From this month, the government has capped housing benefit payments from £250 a week for one-bedroom homes to £400 for a four-bed.
However in Wales the CIH says the biggest impact arises from other changes which link local housing allowance, the benefit paid to tenants of private landlords, to the bottom third of rents in any area. The result is that in many places there will not be enough affordable homes to rent for those claiming.
Wales is particularly badly affected with demand outstripping supply in 20 out of 22 council areas with some local authorities facing situations where three people are chasing every affordable private home for let.
Vikki Hiscocks Policy and Public Affairs Manager at CIH Cymru said: “These changes have a worse impact in Wales compared to other parts of the UK in terms of the imbalance between supply and demand they create.
“The human consequences of the changes will be immense with thousands of people unable to access local housing and forced to migrate raising the possibility of creating benefit ghettos.
“There is concern that many private tenants will be faced with the choice of losing their home, borrow more or cut back on what they spend on food for themselves and their families.
Crisis the charity for homeless single people, which has been campaigning against the new housing benefit acts, believes the changes are creating a stark outlook for the whole of the UK. The organisation estimates the changes will affect a million households up and down the country.
Crisis claims research by the University of York, which was commissioned by the charity, demonstrates that housing benefit acts as the main buffer between low-income and jobless households and homelessness.
A Crisis statement said: “That buffer is now being dismantled and if the Lords don't stand up and challenge further cuts and caps before them in the welfare reform bill the gap between rents payable and benefits received will, we fear, become unbridgeable for countless families and individuals across the UK.

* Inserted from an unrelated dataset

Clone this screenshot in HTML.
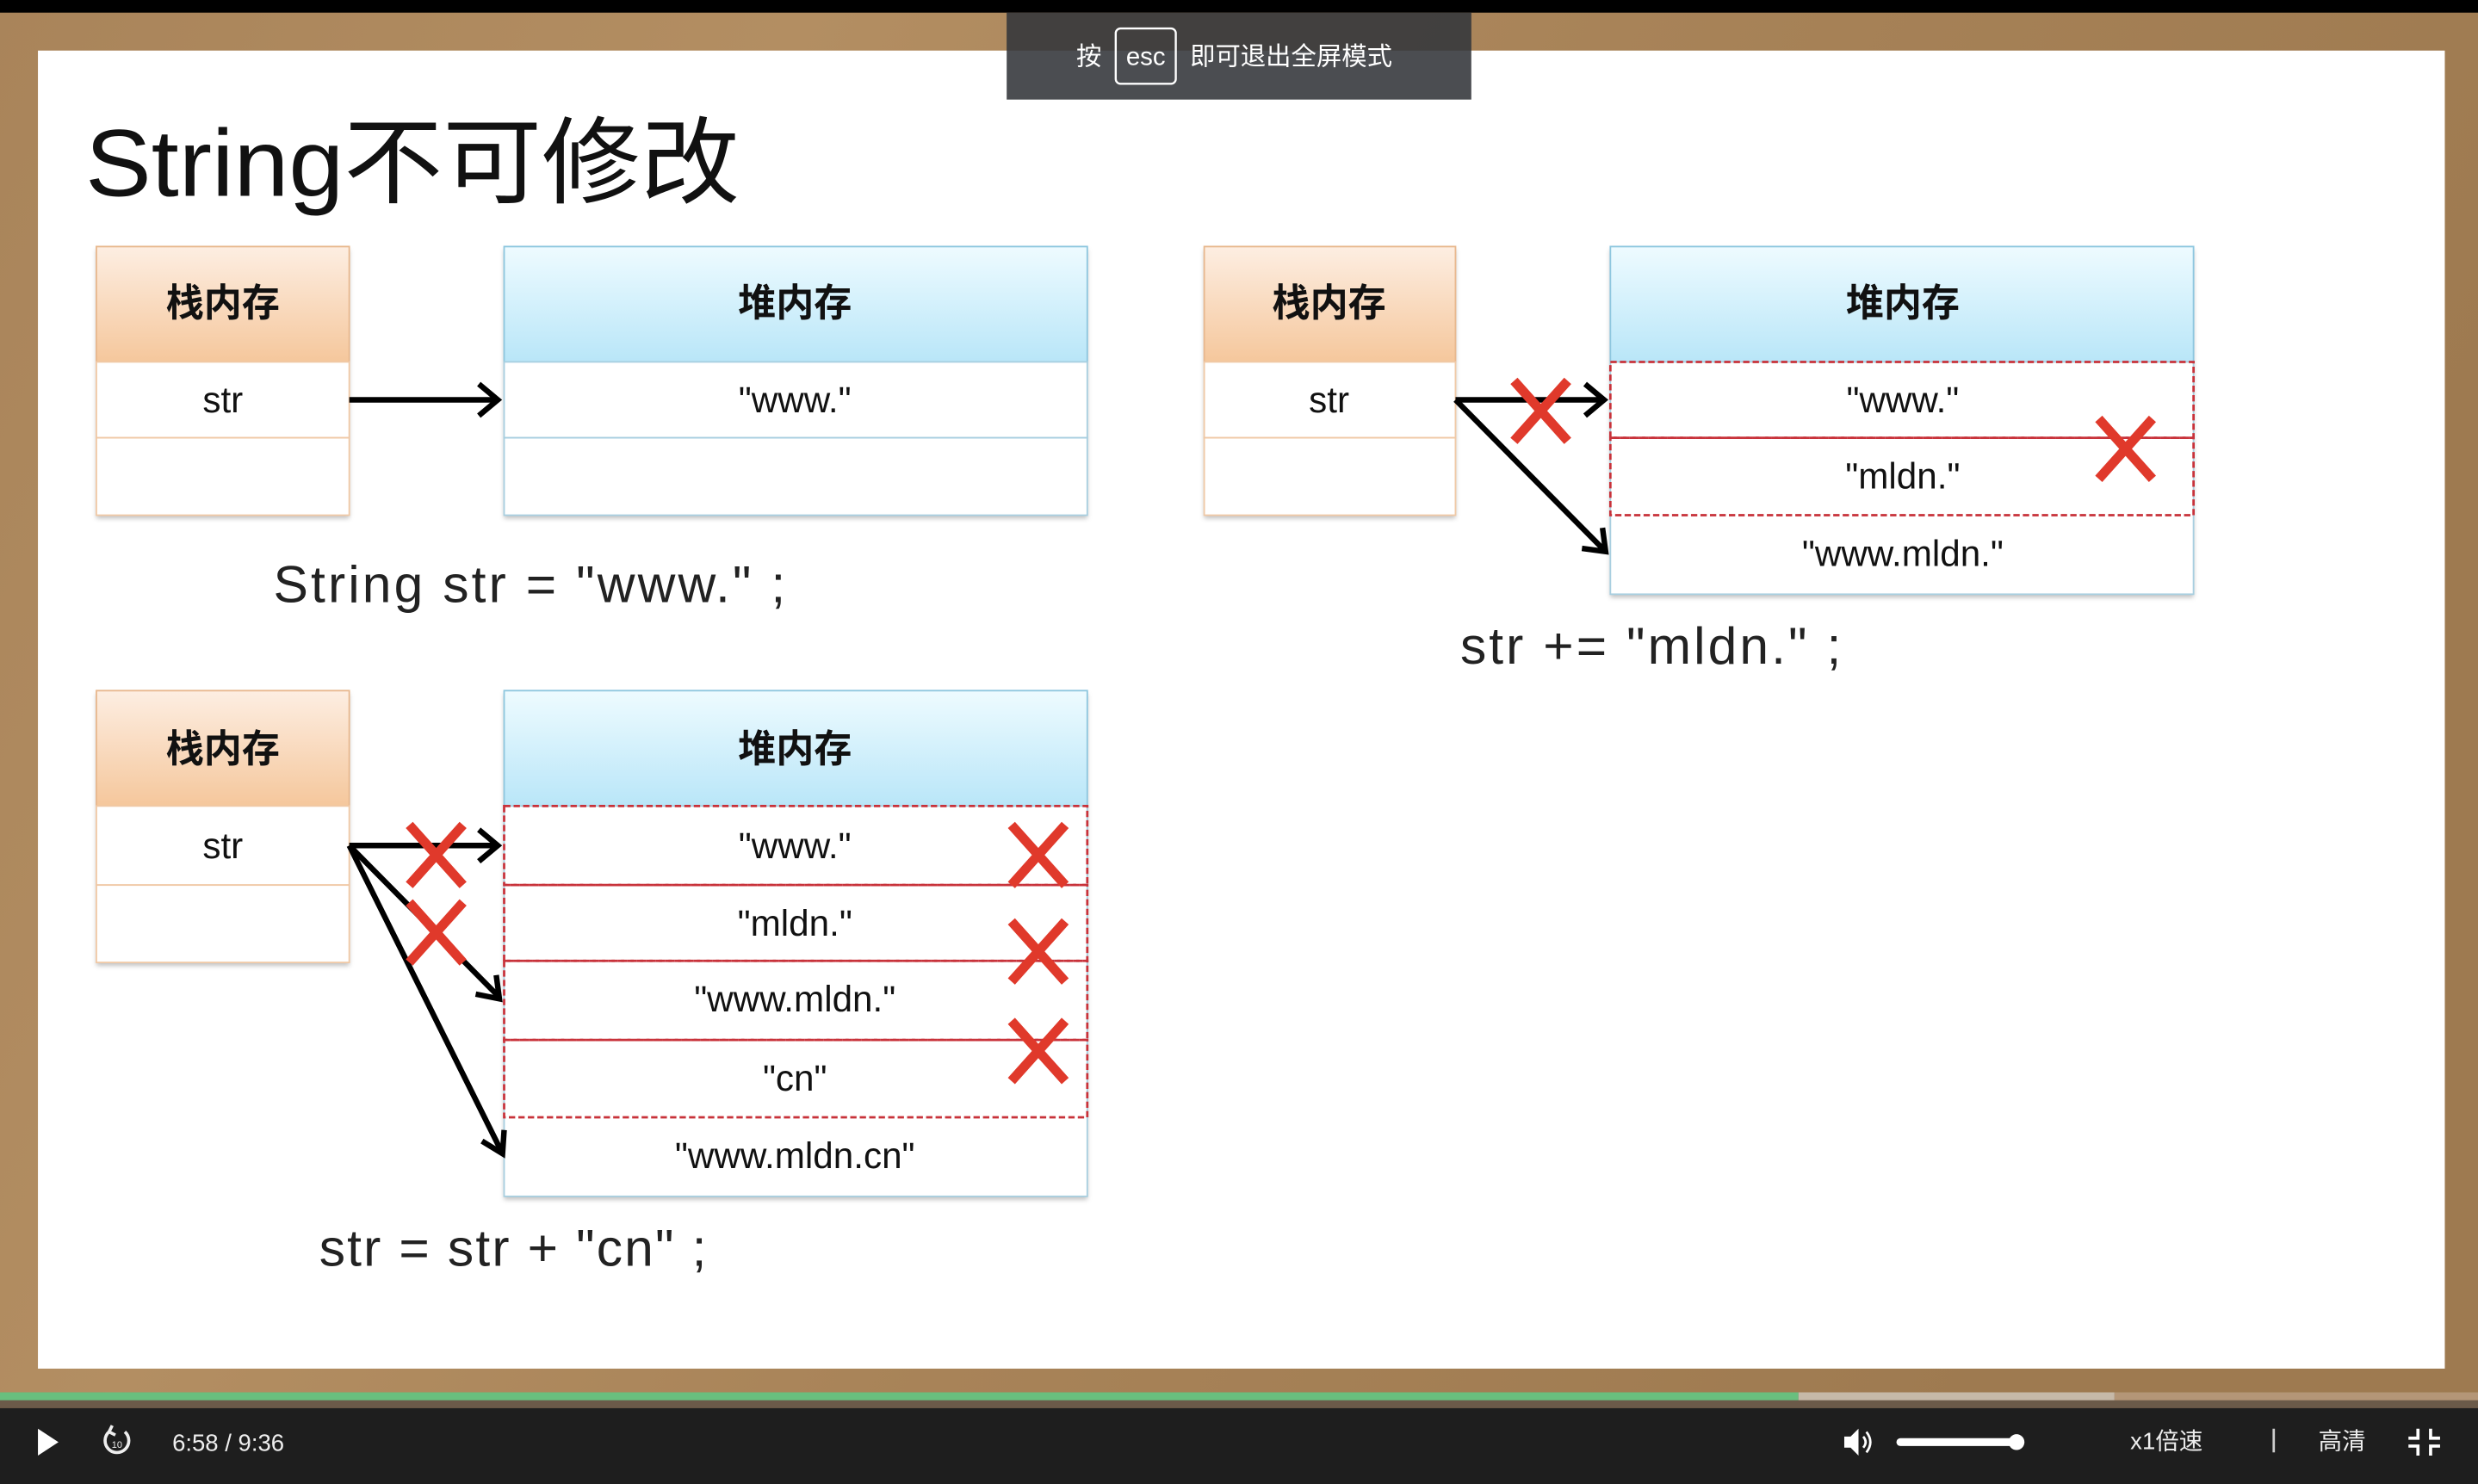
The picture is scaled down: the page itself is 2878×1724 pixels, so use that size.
<!DOCTYPE html>
<html><head><meta charset="utf-8"><style>
html,body{margin:0;padding:0;background:#1e1e1e;}
svg{display:block;}
text{font-family:"Liberation Sans","Noto Sans CJK SC",sans-serif;}
</style></head><body>
<svg width="2878" height="1724" viewBox="0 0 1568 939" preserveAspectRatio="none" xmlns="http://www.w3.org/2000/svg">
<defs>
<linearGradient id="wood" x1="0" y1="0" x2="1" y2="0.3">
<stop offset="0" stop-color="#a9845a"/><stop offset="0.3" stop-color="#b38e62"/><stop offset="0.6" stop-color="#a88358"/><stop offset="1" stop-color="#9e7a50"/></linearGradient>
<linearGradient id="org" x1="0" y1="0" x2="0" y2="1"><stop offset="0" stop-color="#fdeee2"/><stop offset="1" stop-color="#f5c79c"/></linearGradient>
<linearGradient id="blu" x1="0" y1="0" x2="0" y2="1"><stop offset="0" stop-color="#eefbff"/><stop offset="1" stop-color="#b9e6f8"/></linearGradient>
<filter id="sh" x="-5%" y="-5%" width="110%" height="115%"><feDropShadow dx="0" dy="2" stdDeviation="1.5" flood-color="#000" flood-opacity="0.25"/></filter>
<g id="x"><line x1="-17" y1="-19" x2="17" y2="19" stroke="#e0392b" stroke-width="6"/><line x1="17" y1="-19" x2="-17" y2="19" stroke="#e0392b" stroke-width="6"/></g>
</defs>
<rect width="1568" height="939" fill="url(#wood)"/>
<rect width="1568" height="8" fill="#000"/>
<rect x="24" y="32" width="1523" height="834" fill="#fff"/>

<text x="54" y="124" font-size="60" fill="#111" textLength="414" lengthAdjust="spacingAndGlyphs">String不可修改</text>

<g font-size="23" fill="#111" text-anchor="middle">
<g filter="url(#sh)">
<rect x="61" y="156" width="160" height="170" fill="#fff"/>
<rect x="319" y="156" width="369" height="170" fill="#fff"/>
<rect x="762" y="156" width="159" height="170" fill="#fff"/>
<rect x="1019" y="156" width="369" height="220" fill="#fff"/>
<rect x="61" y="437" width="160" height="172" fill="#fff"/>
<rect x="319" y="437" width="369" height="320" fill="#fff"/>
</g>
<!-- set1 -->
<rect x="61" y="156" width="160" height="73" fill="url(#org)" stroke="#e8b88e"/>
<rect x="61" y="229" width="160" height="48" fill="#fff" stroke="#f0c9a6"/>
<rect x="61" y="277" width="160" height="49" fill="#fff" stroke="#f0c9a6"/>
<text x="141" y="200" font-weight="bold" font-size="24">栈内存</text>
<text x="141" y="261">str</text>
<rect x="319" y="156" width="369" height="73" fill="url(#blu)" stroke="#8ec7df"/>
<rect x="319" y="229" width="369" height="48" fill="#fff" stroke="#a8cfe0"/>
<rect x="319" y="277" width="369" height="49" fill="#fff" stroke="#a8cfe0"/>
<text x="503" y="200" font-weight="bold" font-size="24">堆内存</text>
<text x="503" y="261">"www."</text>

<!-- set2 -->
<rect x="762" y="156" width="159" height="73" fill="url(#org)" stroke="#e8b88e"/>
<rect x="762" y="229" width="159" height="48" fill="#fff" stroke="#f0c9a6"/>
<rect x="762" y="277" width="159" height="49" fill="#fff" stroke="#f0c9a6"/>
<text x="841" y="200" font-weight="bold" font-size="24">栈内存</text>
<text x="841" y="261">str</text>
<rect x="1019" y="156" width="369" height="73" fill="url(#blu)" stroke="#8ec7df"/>
<rect x="1019" y="229" width="369" height="147" fill="#fff" stroke="#a8cfe0"/>
<rect x="1019" y="229" width="369" height="48" fill="none" stroke="#c8323a" stroke-dasharray="4,2" stroke-width="1.5"/>
<rect x="1019" y="277" width="369" height="49" fill="none" stroke="#c8323a" stroke-dasharray="4,2" stroke-width="1.5"/>
<text x="1204" y="200" font-weight="bold" font-size="24">堆内存</text>
<text x="1204" y="261">"www."</text>
<text x="1204" y="309">"mldn."</text>
<text x="1204" y="358">"www.mldn."</text>

<!-- set3 -->
<rect x="61" y="437" width="160" height="73" fill="url(#org)" stroke="#e8b88e"/>
<rect x="61" y="510" width="160" height="50" fill="#fff" stroke="#f0c9a6"/>
<rect x="61" y="560" width="160" height="49" fill="#fff" stroke="#f0c9a6"/>
<text x="141" y="482" font-weight="bold" font-size="24">栈内存</text>
<text x="141" y="543">str</text>
<rect x="319" y="437" width="369" height="73" fill="url(#blu)" stroke="#8ec7df"/>
<rect x="319" y="510" width="369" height="247" fill="#fff" stroke="#a8cfe0"/>
<rect x="319" y="510" width="369" height="50" fill="none" stroke="#c8323a" stroke-dasharray="4,2" stroke-width="1.5"/>
<rect x="319" y="560" width="369" height="48" fill="none" stroke="#c8323a" stroke-dasharray="4,2" stroke-width="1.5"/>
<rect x="319" y="608" width="369" height="50" fill="none" stroke="#c8323a" stroke-dasharray="4,2" stroke-width="1.5"/>
<rect x="319" y="658" width="369" height="49" fill="none" stroke="#c8323a" stroke-dasharray="4,2" stroke-width="1.5"/>
<text x="503" y="482" font-weight="bold" font-size="24">堆内存</text>
<text x="503" y="543">"www."</text>
<text x="503" y="592">"mldn."</text>
<text x="503" y="640">"www.mldn."</text>
<text x="503" y="690">"cn"</text>
<text x="503" y="739">"www.mldn.cn"</text>
</g>

<g font-size="33" fill="#222">
<text x="173" y="381" textLength="324" lengthAdjust="spacing">String str = "www." ;</text>
<text x="924" y="420" textLength="241" lengthAdjust="spacing">str += "mldn." ;</text>
<text x="202" y="801" textLength="245" lengthAdjust="spacing">str = str + "cn" ;</text>
</g>

<g stroke="#000" stroke-width="3.5" fill="none">
<line x1="221" y1="253" x2="315" y2="253"/><polyline points="303,243 315,253 303,263"/>
<line x1="921" y1="253" x2="1015" y2="253"/><polyline points="1003,243 1015,253 1003,263"/>
<line x1="921" y1="253" x2="1015" y2="348"/><polyline points="1001,347 1016,349 1014,334"/>
<line x1="221" y1="535" x2="315" y2="535"/><polyline points="303,525 315,535 303,545"/>
<line x1="221" y1="535" x2="315" y2="630"/><polyline points="301,629 316,632 314,617"/>
<line x1="221" y1="535" x2="317" y2="728"/><polyline points="305,722 318,730 319,715"/>
</g>

<use href="#x" x="975" y="260"/>
<use href="#x" x="1345" y="284"/>
<use href="#x" x="276" y="541"/>
<use href="#x" x="276" y="590"/>
<use href="#x" x="657" y="541"/>
<use href="#x" x="657" y="602"/>
<use href="#x" x="657" y="665"/>

<rect x="637" y="8" width="294" height="55" fill="#45474b" opacity="0.97"/>
<rect x="637" y="8" width="294" height="24" fill="#3d3a37" opacity="0.6"/>
<g fill="#fff" font-size="16">
<text x="681" y="41">按</text>
<rect x="706" y="18" width="38" height="35" rx="3" fill="none" stroke="#fff" stroke-width="1.3"/>
<text x="725" y="41" text-anchor="middle">esc</text>
<text x="753" y="41">即可退出全屏模式</text>
</g>

<rect x="0" y="881" width="1568" height="10" fill="#6b5a49"/>
<rect x="0" y="881" width="1138" height="5" fill="#69bf7e"/>
<rect x="1138" y="881" width="200" height="5" fill="#c6b9a8"/>
<rect x="1338" y="881" width="230" height="5" fill="#b49677"/>
<rect x="0" y="891" width="1568" height="48" fill="#1e1e1e"/>
<polygon points="24,904 24,921 37,912.5" fill="#fff"/>
<g stroke="#eee" stroke-width="2" fill="none">
<path d="M69,906 A7.5,7.5 0 1 0 79,906"/>
<polyline points="71,902 69,906 73,908"/>
</g>
<text x="74" y="916" font-size="6" fill="#eee" text-anchor="middle">10</text>
<text x="109" y="918" font-size="15" fill="#eee">6:58 / 9:36</text>
<polygon points="1167,909 1171,909 1176,904 1176,921 1171,916 1167,916" fill="#fff"/>
<path d="M1179,909 Q1182,912.5 1179,916 M1181,906 Q1186,912.5 1181,919" stroke="#fff" stroke-width="1.5" fill="none"/>
<rect x="1200" y="910" width="76" height="5" rx="2.5" fill="#fff"/>
<circle cx="1276" cy="912.5" r="5" fill="#fff"/>
<g font-size="15" fill="#eee">
<text x="1348" y="917">x1倍速</text>
<rect x="1438" y="904" width="1.5" height="15" fill="#ccc"/>
<text x="1467" y="917">高清</text>
</g>
<g stroke="#fff" stroke-width="2" fill="none">
<polyline points="1530,904 1530,910 1524,910"/><polyline points="1538,904 1538,910 1544,910"/>
<polyline points="1530,921 1530,915 1524,915"/><polyline points="1538,921 1538,915 1544,915"/>
</g>
</svg>
</body></html>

“Letting thousands slip into homelessness is not without a price. Costs will be borne by the NHS, schools, local authorities and central government, and it will become harder for people to stay in or find employment.
Crisis chief executive Leslie Morphy added: “The human cost is even steeper. What sort of government takes the decision to make people choose between food, warmth or shelter?
“Attacking housing benefit amounts to attacking those in our country least able to defend themselves. Much misunderstood, in reality it is all that stands between poor, often working, households and very bad housing or the horrors of homelessness.
“I urge the government to rethink before we do irreversible damage to the poorest in our country and by extension to us all. Carrying on blindly down the current path is not only wrong but counterproductive on its own terms.
“It is also a common misconception that these reforms will only impact on people who are unemployed. There are an equal number of people affected who are currently in work.”